# Data segment start
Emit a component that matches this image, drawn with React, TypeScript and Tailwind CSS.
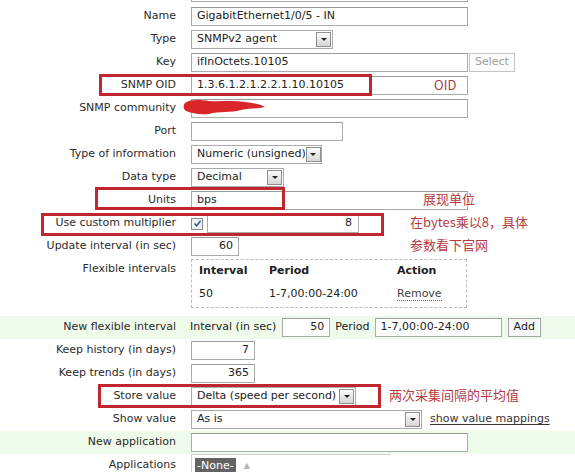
import React from 'react';

const Row = ({
  label,
  children,
  green,
}: {
  label: string;
  children?: React.ReactNode;
  green?: boolean;
}) => (
  <div className={`flex items-center h-[23px] ${green ? 'bg-[#effbea]' : ''}`}>
    <div className="w-[176px] shrink-0 text-right text-[#2b2b2b] whitespace-nowrap">{label}</div>
    <div className="ml-[15px] flex items-center">{children}</div>
  </div>
);

const Input = ({
  w,
  value,
  right,
}: {
  w: string;
  value?: string;
  right?: boolean;
}) => (
  <div
    className={`${w} h-[19px] border border-[#ababab] border-t-[#9a9a9a] bg-white px-[5px] flex items-center text-[#222] whitespace-nowrap overflow-hidden ${right ? 'justify-end' : ''}`}
  >
    {value}
  </div>
);

const Arrow = () => (
  <div className="w-[15px] h-[15px] mr-[1px] shrink-0 border border-[#8f8f8f] bg-gradient-to-b from-[#fbfbfb] to-[#d6d6d6] flex items-center justify-center">
    <div className="w-0 h-0 border-l-[3px] border-r-[3px] border-t-[3px] border-l-transparent border-r-transparent border-t-[#222]" />
  </div>
);

const Select = ({ w, value }: { w: string; value: string }) => (
  <div className={`${w} h-[19px] border border-[#ababab] bg-white pl-[5px] flex items-center justify-between text-[#222] whitespace-nowrap`}>
    <span>{value}</span>
    <Arrow />
  </div>
);

const Btn = ({ label, disabled }: { label: string; disabled?: boolean }) => (
  <div
    className={`h-[19px] px-[5px] border flex items-center ${
      disabled ? 'border-[#c4c4c4] text-[#a0a0a0] bg-[#fbfbfb]' : 'border-[#a5a5a5] text-[#222] bg-[#f7f7f7]'
    }`}
  >
    {label}
  </div>
);

const RedBox = ({ cls }: { cls: string }) => (
  <div className={`absolute border-[3px] border-[#c1262e] pointer-events-none ${cls}`} />
);

const Note = ({ cls, children }: { cls: string; children: React.ReactNode }) => (
  <div
    className={`absolute text-[13px] leading-[18px] text-[#b43a3f] whitespace-nowrap font-['Noto_Sans_CJK_SC','Noto_Sans',sans-serif] ${cls}`}
  >
    {children}
  </div>
);

export default function App() {
  return (
    <div className="relative w-[575px] h-[472px] overflow-hidden bg-white text-[11px] font-['Tahoma','DejaVu_Sans',sans-serif]">
      <div className="h-[5px]">
        <div className="ml-[191px] w-[277px] h-[2px] border-b border-x border-[#ababab]" />
      </div>

      <Row label="Name">
        <Input w="w-[277px]" value="GigabitEthernet1/0/5 - IN" />
      </Row>
      <Row label="Type">
        <Select w="w-[142px]" value="SNMPv2 agent" />
      </Row>
      <Row label="Key">
        <Input w="w-[277px]" value="ifInOctets.10105" />
        <div className="ml-[1px]">
          <Btn label="Select" disabled />
        </div>
      </Row>
      <Row label="SNMP OID">
        <Input w="w-[277px]" value="1.3.6.1.2.1.2.2.1.10.10105" />
      </Row>
      <Row label="SNMP community">
        <Input w="w-[277px]" />
      </Row>
      <Row label="Port">
        <Input w="w-[152px]" />
      </Row>
      <Row label="Type of information">
        <Select w="w-[131px]" value="Numeric (unsigned)" />
      </Row>
      <Row label="Data type">
        <Select w="w-[93px]" value="Decimal" />
      </Row>
      <Row label="Units">
        <Input w="w-[277px]" value="bps" />
      </Row>
      <Row label="Use custom multiplier">
        <div className="w-[12px] h-[12px] border border-[#8a8a8a] bg-[#eef2f7] flex items-center justify-center mr-[4px]">
          <svg width="9" height="9" viewBox="0 0 9 9">
            <path d="M1.5 4.5 L3.7 6.8 L7.6 1.8" fill="none" stroke="#3b5a8c" strokeWidth="1.6" />
          </svg>
        </div>
        <div className="w-[152px] h-[19px] border border-[#ababab] bg-white pr-[6px] flex items-center justify-end text-[#222]">8</div>
      </Row>
      <Row label="Update interval (in sec)">
        <Input w="w-[48px]" value="60" right />
      </Row>

      <div className="flex items-start h-[58px]">
        <div className="w-[176px] shrink-0 text-right text-[#2b2b2b] mt-[4px] leading-[14px]">Flexible intervals</div>
        <div className="ml-[15px] mt-[1px] w-[276px] h-[49px] border border-dashed border-[#bdbdbd] pl-[7px] text-[#222]">
          <div className="grid grid-cols-[70px_128px_1fr] h-[23px] items-center font-bold">
            <span>Interval</span>
            <span>Period</span>
            <span>Action</span>
          </div>
          <div className="grid grid-cols-[70px_128px_1fr] h-[22px] items-center">
            <span>50</span>
            <span>1-7,00:00-24:00</span>
            <span>
              <span className="text-[#444] border-b border-dotted border-[#666]">Remove</span>
            </span>
          </div>
        </div>
      </div>

      <div className="flex items-center h-[23px] bg-[#effbea]">
        <div className="w-[176px] shrink-0 text-right text-[#2b2b2b]">New flexible interval</div>
        <div className="ml-[14px] flex items-center text-[#222]">
          <span>Interval (in sec)</span>
          <div className="ml-[6px]">
            <Input w="w-[48px]" value="50" right />
          </div>
          <span className="ml-[5px]">Period</span>
          <div className="ml-[5px]">
            <Input w="w-[127px]" value="1-7,00:00-24:00" />
          </div>
          <div className="ml-[6px]">
            <Btn label="Add" />
          </div>
        </div>
      </div>

      <Row label="Keep history (in days)">
        <Input w="w-[64px]" value="7" right />
      </Row>
      <Row label="Keep trends (in days)">
        <Input w="w-[64px]" value="365" right />
      </Row>
      <Row label="Store value">
        <Select w="w-[165px]" value="Delta (speed per second)" />
      </Row>
      <Row label="Show value">
        <Select w="w-[231px]" value="As is" />
        <span className="ml-[8px] text-[#333] underline underline-offset-2">show value mappings</span>
      </Row>
      <Row label="New application" green>
        <Input w="w-[277px]" />
      </Row>
      <Row label="Applications">
        <div className="w-[200px] h-[23px] pt-[3px] pl-[3px] flex items-start border-l border-t border-[#d0d0d0]">
          <span className="bg-[#636363] text-white px-[2px] h-[16px] leading-[16px]">-None-</span>
          <span className="ml-[8px] text-[8px] text-[#b5b5b5] leading-[16px]">▲</span>
        </div>
      </Row>

      {/* scribbled-out community string */}
      <svg className="absolute left-[183px] top-[98px]" width="84" height="18" viewBox="0 0 84 18">
        <path
          d="M2 5 C8 1 16 2 26 3 C38 4 50 2 62 4 C70 5 77 6 82 9 C75 11 67 10 58 12 C48 15 36 13 26 16 C16 17 8 15 3 13 C0 11 0 7 2 5 Z"
          fill="#d8262b"
        />
      </svg>

      {/* annotations */}
      <RedBox cls="left-[99px] top-[74px] w-[273px] h-[22px]" />
      <RedBox cls="left-[95px] top-[187px] w-[190px] h-[23px]" />
      <RedBox cls="left-[41px] top-[213px] w-[343px] h-[23px]" />
      <RedBox cls="left-[98px] top-[384px] w-[283px] h-[24px]" />

      <Note cls="left-[434px] top-[76px] font-['DejaVu_Sans',sans-serif]">OID</Note>
      <Note cls="left-[423px] top-[190px]">展现单位</Note>
      <Note cls="left-[410px] top-[213px]">在bytes乘以8，具体</Note>
      <Note cls="left-[410px] top-[236px]">参数看下官网</Note>
      <Note cls="left-[389px] top-[386px]">两次采集间隔的平均值</Note>
    </div>
  );
}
# Data segment end
▸ **Exercise details**:
Repeat the listing above from its first line through the line that contains "import React from 'react';", both included, and nothing more. Drop the pictures.

▸ **Answer below**:
Emit a component that matches this image, drawn with React, TypeScript and Tailwind CSS.
import React from 'react';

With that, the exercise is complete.